■ DATA SECTION
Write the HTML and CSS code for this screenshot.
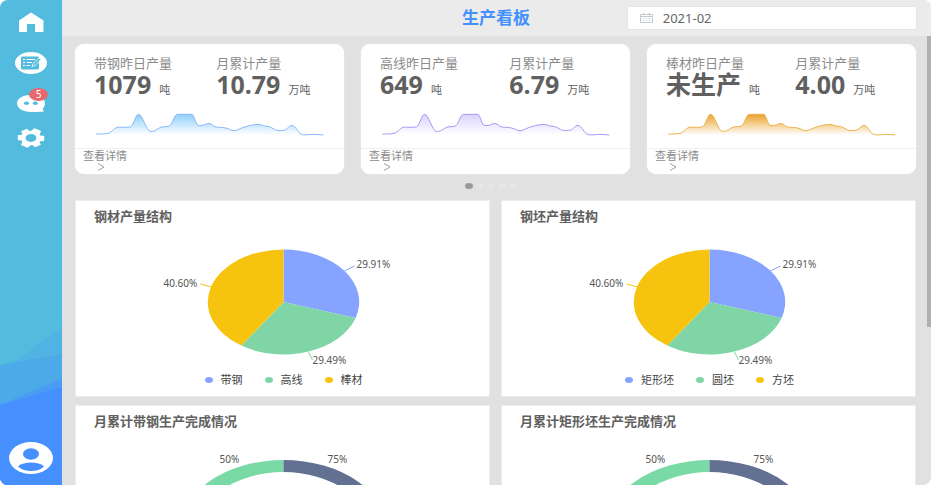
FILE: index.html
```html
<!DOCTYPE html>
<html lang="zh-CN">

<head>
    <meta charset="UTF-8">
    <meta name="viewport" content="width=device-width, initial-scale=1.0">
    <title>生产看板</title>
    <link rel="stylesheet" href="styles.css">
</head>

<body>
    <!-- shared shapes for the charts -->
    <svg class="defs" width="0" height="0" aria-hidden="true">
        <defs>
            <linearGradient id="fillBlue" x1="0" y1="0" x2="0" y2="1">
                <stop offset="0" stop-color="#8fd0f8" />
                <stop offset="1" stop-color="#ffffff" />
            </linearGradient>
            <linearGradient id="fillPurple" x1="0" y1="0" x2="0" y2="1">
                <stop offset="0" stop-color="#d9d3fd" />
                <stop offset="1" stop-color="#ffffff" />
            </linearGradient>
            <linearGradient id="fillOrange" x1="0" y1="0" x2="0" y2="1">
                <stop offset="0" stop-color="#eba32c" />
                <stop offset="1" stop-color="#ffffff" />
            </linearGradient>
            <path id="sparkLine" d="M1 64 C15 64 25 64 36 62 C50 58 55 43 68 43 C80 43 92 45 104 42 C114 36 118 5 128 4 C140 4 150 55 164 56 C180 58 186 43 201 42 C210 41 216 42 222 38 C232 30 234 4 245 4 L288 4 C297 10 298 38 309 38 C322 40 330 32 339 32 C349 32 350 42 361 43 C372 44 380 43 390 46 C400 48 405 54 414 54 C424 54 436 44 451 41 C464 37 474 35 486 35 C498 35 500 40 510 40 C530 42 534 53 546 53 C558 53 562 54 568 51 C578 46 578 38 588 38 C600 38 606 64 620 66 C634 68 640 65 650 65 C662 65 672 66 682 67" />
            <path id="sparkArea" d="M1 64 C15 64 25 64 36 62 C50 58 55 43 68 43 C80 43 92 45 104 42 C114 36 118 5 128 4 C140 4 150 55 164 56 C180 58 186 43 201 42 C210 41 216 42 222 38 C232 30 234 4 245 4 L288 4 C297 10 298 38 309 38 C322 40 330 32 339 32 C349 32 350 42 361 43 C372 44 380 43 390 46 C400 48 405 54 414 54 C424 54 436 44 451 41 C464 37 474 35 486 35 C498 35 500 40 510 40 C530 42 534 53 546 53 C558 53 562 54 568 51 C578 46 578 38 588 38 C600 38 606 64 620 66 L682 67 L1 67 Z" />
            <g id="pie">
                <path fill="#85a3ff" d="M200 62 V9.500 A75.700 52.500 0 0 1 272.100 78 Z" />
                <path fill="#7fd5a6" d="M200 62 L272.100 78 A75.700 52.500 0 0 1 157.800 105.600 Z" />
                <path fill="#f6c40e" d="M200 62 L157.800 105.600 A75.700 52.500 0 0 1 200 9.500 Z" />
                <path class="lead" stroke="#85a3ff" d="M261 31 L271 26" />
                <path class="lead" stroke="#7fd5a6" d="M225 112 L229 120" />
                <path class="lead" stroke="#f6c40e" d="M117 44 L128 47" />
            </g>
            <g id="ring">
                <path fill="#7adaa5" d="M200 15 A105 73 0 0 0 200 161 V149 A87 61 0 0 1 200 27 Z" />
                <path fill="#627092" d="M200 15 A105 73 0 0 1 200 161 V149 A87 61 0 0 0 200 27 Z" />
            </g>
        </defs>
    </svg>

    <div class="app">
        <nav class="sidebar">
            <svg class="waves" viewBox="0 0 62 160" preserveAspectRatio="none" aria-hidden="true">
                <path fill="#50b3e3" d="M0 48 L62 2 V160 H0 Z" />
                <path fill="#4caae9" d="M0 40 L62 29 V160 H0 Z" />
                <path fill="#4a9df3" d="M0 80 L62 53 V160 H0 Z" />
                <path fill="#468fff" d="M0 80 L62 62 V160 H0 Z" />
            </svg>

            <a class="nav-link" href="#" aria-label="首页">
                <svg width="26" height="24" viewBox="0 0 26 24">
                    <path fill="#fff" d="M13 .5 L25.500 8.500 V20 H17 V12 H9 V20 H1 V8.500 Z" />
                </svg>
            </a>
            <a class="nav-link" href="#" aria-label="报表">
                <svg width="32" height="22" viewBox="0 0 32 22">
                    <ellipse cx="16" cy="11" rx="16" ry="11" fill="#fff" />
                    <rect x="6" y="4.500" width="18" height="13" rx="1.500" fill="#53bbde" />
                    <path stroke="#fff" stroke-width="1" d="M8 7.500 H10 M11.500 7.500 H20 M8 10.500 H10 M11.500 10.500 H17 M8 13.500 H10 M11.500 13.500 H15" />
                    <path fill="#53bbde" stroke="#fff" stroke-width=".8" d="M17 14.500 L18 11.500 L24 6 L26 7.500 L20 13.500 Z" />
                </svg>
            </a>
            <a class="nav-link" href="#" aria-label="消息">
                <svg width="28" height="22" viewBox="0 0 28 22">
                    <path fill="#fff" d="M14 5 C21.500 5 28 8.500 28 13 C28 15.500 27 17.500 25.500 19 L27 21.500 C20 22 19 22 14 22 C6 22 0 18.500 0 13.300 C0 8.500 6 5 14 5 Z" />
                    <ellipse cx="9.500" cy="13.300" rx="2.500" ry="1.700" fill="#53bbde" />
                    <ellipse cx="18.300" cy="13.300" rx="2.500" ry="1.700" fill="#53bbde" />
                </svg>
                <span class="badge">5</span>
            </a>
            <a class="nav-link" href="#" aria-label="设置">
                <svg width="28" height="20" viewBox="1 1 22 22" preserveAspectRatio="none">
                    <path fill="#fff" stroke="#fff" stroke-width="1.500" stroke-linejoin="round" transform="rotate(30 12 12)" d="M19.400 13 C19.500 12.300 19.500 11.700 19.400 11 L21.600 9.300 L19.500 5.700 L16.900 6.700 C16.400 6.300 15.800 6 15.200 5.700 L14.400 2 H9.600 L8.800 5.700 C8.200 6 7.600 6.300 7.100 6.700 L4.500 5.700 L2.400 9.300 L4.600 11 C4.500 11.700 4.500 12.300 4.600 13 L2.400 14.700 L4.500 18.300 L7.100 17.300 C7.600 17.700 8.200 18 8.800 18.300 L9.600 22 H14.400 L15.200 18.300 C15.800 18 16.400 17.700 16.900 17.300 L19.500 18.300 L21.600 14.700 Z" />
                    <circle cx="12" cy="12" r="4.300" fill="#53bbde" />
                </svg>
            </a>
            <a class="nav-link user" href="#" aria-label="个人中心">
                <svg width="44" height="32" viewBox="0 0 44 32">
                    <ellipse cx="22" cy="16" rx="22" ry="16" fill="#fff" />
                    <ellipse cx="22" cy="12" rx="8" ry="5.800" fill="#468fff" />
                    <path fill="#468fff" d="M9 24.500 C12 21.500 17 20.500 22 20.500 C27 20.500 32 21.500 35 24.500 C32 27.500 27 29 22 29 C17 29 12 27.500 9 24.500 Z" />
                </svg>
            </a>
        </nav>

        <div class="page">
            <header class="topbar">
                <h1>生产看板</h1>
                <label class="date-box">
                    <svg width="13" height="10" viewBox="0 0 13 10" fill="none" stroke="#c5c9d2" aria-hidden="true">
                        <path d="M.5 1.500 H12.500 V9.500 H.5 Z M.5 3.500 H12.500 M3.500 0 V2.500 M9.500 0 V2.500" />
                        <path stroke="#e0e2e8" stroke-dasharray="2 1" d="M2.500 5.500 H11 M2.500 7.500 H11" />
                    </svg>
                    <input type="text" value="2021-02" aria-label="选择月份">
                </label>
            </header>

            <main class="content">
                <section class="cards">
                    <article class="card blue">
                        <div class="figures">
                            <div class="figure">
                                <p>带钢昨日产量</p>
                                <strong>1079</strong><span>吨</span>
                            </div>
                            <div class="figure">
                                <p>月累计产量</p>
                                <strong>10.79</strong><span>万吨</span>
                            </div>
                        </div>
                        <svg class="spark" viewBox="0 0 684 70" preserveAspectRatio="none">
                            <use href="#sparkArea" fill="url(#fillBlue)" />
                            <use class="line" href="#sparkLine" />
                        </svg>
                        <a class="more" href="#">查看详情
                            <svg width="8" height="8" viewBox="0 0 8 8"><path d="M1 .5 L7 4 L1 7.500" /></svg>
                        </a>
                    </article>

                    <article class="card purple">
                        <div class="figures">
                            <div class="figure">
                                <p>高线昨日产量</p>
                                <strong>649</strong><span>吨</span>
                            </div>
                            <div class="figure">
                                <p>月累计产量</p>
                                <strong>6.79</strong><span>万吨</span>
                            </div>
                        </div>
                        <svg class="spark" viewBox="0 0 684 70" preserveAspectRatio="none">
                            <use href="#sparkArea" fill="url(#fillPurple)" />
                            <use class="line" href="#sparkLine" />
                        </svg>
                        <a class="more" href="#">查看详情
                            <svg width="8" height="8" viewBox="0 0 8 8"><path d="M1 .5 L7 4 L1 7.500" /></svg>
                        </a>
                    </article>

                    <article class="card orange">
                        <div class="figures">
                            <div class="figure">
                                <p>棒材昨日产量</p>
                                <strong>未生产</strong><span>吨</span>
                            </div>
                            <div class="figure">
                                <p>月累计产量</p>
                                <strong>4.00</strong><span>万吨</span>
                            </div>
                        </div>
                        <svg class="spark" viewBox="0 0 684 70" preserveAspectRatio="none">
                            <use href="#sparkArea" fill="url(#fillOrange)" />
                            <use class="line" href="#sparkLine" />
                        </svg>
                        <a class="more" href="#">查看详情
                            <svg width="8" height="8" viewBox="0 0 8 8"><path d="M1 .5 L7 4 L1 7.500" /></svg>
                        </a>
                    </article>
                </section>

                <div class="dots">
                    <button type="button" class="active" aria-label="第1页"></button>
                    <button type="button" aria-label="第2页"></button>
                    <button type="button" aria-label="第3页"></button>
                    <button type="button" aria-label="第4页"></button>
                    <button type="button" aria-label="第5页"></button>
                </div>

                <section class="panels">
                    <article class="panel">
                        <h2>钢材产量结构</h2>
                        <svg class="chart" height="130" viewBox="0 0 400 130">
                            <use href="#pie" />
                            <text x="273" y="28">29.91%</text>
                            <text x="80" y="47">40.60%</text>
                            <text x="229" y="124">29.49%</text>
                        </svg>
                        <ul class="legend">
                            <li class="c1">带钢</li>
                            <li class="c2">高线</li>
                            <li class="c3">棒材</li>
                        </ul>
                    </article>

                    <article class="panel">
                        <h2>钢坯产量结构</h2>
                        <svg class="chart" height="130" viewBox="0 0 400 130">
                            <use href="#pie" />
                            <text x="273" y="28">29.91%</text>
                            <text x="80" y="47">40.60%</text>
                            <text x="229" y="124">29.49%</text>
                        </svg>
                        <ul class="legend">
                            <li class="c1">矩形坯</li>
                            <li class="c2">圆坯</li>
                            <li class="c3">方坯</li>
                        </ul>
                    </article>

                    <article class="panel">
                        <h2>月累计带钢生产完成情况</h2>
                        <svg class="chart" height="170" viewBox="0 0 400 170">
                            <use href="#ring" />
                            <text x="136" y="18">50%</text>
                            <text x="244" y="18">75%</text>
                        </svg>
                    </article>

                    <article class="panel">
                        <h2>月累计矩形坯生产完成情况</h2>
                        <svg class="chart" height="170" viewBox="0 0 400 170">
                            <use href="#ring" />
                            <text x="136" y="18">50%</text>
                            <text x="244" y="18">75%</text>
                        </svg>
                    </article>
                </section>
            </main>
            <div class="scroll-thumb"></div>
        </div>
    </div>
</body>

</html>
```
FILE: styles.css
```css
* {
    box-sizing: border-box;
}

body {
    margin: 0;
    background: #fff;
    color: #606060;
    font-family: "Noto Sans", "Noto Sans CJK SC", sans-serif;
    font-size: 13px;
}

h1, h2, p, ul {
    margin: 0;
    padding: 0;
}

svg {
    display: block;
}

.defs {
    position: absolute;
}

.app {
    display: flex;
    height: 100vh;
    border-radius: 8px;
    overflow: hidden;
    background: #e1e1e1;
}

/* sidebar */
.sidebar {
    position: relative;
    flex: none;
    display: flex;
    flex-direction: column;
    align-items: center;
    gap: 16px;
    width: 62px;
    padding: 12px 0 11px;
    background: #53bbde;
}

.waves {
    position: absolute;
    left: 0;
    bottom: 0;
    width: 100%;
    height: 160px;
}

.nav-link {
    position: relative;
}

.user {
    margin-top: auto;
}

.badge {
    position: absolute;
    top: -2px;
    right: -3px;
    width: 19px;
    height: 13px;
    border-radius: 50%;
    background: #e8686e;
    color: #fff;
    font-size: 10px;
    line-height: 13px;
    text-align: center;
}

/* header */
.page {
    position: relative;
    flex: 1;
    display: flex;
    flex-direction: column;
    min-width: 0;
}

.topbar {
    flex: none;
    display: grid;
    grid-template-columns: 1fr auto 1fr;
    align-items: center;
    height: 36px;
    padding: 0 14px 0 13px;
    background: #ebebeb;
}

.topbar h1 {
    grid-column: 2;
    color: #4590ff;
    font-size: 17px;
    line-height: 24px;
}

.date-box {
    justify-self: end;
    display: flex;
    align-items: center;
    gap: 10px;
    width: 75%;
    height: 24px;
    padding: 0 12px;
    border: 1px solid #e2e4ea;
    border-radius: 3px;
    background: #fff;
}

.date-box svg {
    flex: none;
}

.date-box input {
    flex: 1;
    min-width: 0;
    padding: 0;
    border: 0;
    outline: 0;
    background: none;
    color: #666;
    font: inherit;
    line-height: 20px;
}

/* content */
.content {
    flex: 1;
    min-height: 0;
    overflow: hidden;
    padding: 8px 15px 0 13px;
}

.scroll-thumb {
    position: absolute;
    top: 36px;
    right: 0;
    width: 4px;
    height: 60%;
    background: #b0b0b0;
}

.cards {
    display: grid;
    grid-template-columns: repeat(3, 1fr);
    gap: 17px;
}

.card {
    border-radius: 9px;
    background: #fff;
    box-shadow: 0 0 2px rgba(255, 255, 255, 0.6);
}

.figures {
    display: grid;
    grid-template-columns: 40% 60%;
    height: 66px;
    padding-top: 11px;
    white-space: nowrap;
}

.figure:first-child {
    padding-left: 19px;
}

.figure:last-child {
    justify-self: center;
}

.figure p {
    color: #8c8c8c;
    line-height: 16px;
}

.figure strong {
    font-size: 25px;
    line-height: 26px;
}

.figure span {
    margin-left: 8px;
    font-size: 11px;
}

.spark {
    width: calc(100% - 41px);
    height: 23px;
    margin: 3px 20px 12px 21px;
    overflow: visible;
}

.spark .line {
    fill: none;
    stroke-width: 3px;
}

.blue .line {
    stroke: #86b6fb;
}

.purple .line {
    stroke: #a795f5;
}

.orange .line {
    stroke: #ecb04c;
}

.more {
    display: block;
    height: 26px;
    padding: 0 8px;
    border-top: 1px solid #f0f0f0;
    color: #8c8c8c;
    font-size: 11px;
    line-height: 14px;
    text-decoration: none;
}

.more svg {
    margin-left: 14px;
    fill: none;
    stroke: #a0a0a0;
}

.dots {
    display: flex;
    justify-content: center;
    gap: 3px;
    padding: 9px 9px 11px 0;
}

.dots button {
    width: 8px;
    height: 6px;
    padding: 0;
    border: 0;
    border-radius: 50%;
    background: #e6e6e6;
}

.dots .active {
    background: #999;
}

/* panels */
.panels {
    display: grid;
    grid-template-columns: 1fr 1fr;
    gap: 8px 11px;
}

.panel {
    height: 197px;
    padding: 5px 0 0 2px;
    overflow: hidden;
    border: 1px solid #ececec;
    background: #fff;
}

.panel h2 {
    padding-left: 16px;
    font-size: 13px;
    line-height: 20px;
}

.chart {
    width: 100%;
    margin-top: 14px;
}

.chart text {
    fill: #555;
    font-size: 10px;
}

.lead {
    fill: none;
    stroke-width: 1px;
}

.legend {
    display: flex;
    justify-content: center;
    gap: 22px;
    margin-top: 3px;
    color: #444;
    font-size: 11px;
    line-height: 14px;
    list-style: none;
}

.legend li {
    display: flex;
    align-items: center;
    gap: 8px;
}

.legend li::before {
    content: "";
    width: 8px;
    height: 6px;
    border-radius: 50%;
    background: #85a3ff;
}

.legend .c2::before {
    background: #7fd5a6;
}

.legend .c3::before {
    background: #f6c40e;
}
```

---

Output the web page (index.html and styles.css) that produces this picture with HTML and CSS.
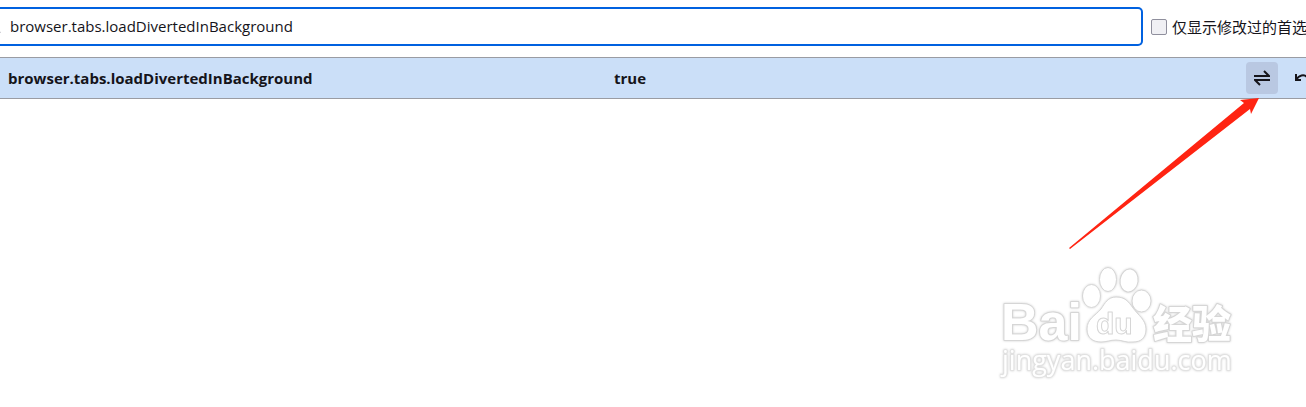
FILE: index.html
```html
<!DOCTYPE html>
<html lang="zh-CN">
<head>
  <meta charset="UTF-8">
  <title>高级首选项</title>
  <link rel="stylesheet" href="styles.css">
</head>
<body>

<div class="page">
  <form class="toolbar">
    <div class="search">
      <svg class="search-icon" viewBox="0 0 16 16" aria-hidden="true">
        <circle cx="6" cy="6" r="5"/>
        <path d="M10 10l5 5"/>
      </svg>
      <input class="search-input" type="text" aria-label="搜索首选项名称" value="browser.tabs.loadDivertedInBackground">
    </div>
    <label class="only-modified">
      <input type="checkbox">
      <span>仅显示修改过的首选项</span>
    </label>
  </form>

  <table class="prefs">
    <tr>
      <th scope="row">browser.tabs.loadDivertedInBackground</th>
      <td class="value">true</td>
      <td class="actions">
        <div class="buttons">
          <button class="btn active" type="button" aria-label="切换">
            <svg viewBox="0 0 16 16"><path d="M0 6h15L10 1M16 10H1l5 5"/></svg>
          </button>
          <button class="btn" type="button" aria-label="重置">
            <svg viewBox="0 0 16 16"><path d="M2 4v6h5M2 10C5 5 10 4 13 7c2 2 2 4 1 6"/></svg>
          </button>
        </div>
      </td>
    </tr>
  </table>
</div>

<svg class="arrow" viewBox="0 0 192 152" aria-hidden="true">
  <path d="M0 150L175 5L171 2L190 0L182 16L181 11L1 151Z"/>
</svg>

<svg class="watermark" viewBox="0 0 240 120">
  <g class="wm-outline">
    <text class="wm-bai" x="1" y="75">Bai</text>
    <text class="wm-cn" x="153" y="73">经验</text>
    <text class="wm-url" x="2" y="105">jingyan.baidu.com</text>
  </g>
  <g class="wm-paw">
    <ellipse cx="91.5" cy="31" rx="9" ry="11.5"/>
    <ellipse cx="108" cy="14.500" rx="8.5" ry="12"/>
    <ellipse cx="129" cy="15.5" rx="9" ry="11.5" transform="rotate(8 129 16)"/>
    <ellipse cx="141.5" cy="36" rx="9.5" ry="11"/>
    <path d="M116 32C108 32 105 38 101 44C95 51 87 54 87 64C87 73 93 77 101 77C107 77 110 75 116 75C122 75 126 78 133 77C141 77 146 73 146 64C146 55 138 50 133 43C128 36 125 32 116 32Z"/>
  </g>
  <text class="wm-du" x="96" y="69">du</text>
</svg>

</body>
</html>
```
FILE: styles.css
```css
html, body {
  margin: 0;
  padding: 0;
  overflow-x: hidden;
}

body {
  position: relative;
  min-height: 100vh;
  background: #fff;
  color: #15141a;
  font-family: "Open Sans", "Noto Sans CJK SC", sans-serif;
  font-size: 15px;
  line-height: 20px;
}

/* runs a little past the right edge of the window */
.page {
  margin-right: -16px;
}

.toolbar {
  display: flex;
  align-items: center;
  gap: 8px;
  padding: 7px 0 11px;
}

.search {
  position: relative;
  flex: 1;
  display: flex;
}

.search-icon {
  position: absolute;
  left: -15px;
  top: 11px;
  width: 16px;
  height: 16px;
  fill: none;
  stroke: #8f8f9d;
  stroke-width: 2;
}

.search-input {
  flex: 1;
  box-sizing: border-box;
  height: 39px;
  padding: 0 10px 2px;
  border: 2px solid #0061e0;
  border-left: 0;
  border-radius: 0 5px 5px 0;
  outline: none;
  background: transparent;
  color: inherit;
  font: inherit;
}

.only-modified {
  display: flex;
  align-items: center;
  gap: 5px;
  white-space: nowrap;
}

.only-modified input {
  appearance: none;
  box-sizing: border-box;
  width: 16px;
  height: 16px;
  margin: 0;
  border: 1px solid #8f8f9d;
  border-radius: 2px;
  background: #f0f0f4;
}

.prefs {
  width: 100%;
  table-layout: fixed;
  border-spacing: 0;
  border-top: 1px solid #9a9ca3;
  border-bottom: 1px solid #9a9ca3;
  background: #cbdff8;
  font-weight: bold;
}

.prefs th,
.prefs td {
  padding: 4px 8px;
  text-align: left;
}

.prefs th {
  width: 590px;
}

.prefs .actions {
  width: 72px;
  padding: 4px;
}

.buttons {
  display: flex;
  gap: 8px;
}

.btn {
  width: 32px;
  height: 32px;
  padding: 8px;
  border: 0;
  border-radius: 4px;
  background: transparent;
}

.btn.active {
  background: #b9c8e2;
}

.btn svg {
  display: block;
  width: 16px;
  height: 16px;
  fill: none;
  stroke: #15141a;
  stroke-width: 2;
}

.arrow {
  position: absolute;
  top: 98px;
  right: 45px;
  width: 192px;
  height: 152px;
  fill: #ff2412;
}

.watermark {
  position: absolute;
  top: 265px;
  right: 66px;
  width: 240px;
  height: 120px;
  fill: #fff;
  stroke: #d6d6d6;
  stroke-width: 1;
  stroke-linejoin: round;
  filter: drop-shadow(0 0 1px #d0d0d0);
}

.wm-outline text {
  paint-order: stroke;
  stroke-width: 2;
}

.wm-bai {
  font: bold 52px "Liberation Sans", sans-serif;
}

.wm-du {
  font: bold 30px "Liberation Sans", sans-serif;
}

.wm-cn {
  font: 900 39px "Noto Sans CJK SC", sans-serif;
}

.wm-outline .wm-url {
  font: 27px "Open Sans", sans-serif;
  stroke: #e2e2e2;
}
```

■ REQUIREMENT
Gather all lines from the listing above in which "styles" occurs.

■ COMPLETE RESPONSE
    <link rel="stylesheet" href="styles.css">
FILE: styles.css
Output the web page (index.html and styles.css) that produces this picture with HTML and CSS.
  <link rel="stylesheet" href="styles.css">
FILE: styles.css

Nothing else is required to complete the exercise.